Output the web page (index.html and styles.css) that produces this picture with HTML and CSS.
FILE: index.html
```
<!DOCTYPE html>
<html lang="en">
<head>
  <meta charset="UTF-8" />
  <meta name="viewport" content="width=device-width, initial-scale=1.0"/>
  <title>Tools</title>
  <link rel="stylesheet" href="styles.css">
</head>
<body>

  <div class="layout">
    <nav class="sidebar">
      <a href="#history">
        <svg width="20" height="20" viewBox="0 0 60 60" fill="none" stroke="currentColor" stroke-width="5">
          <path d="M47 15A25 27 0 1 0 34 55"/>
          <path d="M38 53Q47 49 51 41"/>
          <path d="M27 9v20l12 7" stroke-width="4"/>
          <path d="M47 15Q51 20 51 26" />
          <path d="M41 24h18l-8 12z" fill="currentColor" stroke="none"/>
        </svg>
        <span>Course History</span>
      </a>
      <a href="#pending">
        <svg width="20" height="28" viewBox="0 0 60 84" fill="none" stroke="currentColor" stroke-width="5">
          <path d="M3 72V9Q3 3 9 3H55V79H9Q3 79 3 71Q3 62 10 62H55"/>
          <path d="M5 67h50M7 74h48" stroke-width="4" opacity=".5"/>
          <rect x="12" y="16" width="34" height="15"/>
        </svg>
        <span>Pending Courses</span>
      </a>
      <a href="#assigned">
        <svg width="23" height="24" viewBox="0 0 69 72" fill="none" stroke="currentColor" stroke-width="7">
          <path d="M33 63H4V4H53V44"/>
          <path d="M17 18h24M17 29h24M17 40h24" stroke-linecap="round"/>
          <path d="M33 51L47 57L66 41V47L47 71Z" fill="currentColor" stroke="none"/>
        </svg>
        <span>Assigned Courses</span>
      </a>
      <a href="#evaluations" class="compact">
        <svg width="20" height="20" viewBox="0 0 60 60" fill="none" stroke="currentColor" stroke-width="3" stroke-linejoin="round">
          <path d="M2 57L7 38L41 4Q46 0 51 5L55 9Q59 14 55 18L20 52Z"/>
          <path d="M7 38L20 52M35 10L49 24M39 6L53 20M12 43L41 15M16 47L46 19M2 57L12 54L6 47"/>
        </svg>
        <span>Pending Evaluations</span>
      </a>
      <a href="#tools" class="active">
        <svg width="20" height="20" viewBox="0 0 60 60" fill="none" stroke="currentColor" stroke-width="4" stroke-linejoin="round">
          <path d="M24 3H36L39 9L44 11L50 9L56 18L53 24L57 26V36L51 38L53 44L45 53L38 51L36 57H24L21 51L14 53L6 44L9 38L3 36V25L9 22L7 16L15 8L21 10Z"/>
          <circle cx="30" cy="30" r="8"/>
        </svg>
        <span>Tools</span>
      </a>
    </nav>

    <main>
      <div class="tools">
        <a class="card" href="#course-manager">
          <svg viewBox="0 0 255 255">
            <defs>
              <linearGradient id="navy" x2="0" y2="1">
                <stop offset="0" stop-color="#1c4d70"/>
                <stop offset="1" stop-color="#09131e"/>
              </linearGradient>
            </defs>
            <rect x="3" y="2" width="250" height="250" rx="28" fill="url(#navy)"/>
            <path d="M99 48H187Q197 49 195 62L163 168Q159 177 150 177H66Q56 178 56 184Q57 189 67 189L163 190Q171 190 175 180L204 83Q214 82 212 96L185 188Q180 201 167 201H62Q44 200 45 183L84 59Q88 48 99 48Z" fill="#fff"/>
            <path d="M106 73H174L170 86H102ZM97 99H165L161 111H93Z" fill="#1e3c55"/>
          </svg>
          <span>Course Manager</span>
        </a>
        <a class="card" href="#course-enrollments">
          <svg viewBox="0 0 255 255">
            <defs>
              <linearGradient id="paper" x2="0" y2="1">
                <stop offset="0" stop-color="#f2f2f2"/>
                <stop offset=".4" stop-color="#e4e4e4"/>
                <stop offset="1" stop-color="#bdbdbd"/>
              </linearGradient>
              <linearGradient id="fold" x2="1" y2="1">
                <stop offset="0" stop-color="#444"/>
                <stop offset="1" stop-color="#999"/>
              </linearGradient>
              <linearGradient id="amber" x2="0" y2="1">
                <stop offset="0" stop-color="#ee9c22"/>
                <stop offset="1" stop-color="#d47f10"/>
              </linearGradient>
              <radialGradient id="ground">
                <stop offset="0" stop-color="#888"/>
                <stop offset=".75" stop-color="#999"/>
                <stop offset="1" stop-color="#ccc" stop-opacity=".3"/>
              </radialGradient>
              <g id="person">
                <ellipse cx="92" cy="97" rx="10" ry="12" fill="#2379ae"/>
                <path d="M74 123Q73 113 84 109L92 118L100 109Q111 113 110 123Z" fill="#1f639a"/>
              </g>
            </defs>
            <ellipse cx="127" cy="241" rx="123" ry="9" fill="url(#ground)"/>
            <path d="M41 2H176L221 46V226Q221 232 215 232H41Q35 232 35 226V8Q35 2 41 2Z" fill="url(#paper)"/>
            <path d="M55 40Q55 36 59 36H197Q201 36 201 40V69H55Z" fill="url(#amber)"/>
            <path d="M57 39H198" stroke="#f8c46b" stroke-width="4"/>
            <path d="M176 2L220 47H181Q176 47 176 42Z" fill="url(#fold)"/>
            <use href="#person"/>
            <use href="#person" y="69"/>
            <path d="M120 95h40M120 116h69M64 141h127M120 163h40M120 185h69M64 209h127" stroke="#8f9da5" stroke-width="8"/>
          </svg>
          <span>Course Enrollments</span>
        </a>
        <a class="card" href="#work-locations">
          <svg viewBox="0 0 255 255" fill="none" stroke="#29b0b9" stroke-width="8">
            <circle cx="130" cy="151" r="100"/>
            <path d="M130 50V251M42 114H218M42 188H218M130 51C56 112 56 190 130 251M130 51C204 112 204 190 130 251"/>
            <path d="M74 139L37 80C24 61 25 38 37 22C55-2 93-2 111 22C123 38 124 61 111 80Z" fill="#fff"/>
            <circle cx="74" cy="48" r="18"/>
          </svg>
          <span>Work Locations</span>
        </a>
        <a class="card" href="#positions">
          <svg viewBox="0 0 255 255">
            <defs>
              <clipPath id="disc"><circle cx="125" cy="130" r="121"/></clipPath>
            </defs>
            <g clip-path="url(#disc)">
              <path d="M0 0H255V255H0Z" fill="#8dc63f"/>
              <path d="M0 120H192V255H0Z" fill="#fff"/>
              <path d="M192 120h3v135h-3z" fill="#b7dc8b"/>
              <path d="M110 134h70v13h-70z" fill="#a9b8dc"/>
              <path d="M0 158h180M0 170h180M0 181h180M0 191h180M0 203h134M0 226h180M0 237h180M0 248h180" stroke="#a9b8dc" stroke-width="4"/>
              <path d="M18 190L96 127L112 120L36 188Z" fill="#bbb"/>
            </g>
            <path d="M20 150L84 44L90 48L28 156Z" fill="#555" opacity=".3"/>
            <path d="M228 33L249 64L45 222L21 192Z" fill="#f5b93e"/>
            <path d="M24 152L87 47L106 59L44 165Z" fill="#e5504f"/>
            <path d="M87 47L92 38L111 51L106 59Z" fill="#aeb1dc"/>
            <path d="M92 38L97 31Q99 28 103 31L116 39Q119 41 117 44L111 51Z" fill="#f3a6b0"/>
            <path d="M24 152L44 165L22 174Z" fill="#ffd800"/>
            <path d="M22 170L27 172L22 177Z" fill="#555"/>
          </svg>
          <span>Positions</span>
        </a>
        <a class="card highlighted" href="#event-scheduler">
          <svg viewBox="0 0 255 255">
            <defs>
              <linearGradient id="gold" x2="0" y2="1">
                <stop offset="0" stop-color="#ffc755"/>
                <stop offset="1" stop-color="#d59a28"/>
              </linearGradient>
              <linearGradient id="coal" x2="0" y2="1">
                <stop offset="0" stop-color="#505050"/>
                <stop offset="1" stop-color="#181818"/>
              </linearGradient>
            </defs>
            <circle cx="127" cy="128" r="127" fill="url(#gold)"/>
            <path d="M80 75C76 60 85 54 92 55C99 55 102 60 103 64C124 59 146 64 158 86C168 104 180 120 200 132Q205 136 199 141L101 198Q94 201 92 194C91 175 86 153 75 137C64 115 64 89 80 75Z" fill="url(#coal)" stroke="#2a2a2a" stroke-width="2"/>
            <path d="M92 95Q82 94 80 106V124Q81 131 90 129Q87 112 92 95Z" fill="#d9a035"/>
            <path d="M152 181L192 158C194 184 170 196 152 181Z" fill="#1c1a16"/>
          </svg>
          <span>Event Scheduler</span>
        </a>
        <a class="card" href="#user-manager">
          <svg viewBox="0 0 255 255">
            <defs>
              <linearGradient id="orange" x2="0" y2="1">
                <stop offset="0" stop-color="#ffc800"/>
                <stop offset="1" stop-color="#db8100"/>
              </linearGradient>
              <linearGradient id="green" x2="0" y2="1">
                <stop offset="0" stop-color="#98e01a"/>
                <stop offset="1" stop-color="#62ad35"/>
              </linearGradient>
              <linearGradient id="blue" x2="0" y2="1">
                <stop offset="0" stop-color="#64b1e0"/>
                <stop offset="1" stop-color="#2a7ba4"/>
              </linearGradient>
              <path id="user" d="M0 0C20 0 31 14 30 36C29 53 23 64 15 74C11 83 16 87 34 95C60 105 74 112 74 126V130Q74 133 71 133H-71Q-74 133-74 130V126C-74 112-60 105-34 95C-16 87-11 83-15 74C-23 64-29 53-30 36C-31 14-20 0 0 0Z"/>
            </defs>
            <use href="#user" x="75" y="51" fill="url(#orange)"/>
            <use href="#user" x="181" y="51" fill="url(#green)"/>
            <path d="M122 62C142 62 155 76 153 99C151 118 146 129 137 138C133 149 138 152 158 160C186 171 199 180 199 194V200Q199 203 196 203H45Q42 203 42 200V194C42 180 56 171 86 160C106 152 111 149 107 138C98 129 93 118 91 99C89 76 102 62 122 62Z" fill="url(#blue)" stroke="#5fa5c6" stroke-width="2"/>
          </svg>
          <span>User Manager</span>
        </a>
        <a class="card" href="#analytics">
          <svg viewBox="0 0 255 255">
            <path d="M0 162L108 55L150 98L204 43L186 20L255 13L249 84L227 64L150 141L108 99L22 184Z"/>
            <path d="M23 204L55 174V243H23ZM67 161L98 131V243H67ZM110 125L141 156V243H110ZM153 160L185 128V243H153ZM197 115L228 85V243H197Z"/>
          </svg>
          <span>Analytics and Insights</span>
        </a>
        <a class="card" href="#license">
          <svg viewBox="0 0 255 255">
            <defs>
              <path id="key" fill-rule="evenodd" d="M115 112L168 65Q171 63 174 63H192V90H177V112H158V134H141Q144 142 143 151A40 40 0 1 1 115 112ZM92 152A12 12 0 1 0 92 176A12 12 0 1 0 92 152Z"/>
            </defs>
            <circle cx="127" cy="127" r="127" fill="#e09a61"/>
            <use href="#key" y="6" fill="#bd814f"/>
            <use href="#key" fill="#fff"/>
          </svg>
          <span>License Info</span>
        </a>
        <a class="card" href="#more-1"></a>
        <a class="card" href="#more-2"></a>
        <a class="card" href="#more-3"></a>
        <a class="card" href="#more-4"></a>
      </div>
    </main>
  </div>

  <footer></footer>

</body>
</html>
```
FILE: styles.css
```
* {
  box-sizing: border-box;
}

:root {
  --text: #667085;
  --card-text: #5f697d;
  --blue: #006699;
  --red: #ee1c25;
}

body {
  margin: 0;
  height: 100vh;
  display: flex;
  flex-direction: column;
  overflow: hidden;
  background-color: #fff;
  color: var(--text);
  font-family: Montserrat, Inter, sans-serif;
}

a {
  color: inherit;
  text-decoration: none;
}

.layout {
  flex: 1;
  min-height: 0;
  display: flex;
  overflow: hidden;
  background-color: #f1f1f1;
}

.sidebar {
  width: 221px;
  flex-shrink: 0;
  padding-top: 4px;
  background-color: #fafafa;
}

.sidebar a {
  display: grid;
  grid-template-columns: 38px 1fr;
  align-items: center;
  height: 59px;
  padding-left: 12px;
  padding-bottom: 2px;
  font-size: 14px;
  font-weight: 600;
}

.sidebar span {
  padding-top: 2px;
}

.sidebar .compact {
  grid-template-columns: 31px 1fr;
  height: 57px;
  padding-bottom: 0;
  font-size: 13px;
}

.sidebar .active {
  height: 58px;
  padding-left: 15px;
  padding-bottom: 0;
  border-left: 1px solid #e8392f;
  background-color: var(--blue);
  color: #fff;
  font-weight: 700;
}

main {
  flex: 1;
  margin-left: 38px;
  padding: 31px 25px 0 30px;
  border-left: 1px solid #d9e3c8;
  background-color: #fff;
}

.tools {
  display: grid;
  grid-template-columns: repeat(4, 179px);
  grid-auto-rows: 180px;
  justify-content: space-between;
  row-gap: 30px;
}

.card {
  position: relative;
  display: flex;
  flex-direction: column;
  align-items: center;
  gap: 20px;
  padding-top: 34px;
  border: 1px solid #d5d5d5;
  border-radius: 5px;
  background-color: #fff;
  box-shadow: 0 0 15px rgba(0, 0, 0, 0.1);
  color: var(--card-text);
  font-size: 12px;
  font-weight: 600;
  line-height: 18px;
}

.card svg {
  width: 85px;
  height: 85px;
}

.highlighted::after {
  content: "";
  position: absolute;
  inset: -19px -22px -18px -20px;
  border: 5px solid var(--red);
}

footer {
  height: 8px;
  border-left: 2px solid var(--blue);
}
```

Written exercise
Find all lines with "styles" in them and copy each one.

Completed task
Output the web page (index.html and styles.css) that produces this picture with HTML and CSS.
  <link rel="stylesheet" href="styles.css">
FILE: styles.css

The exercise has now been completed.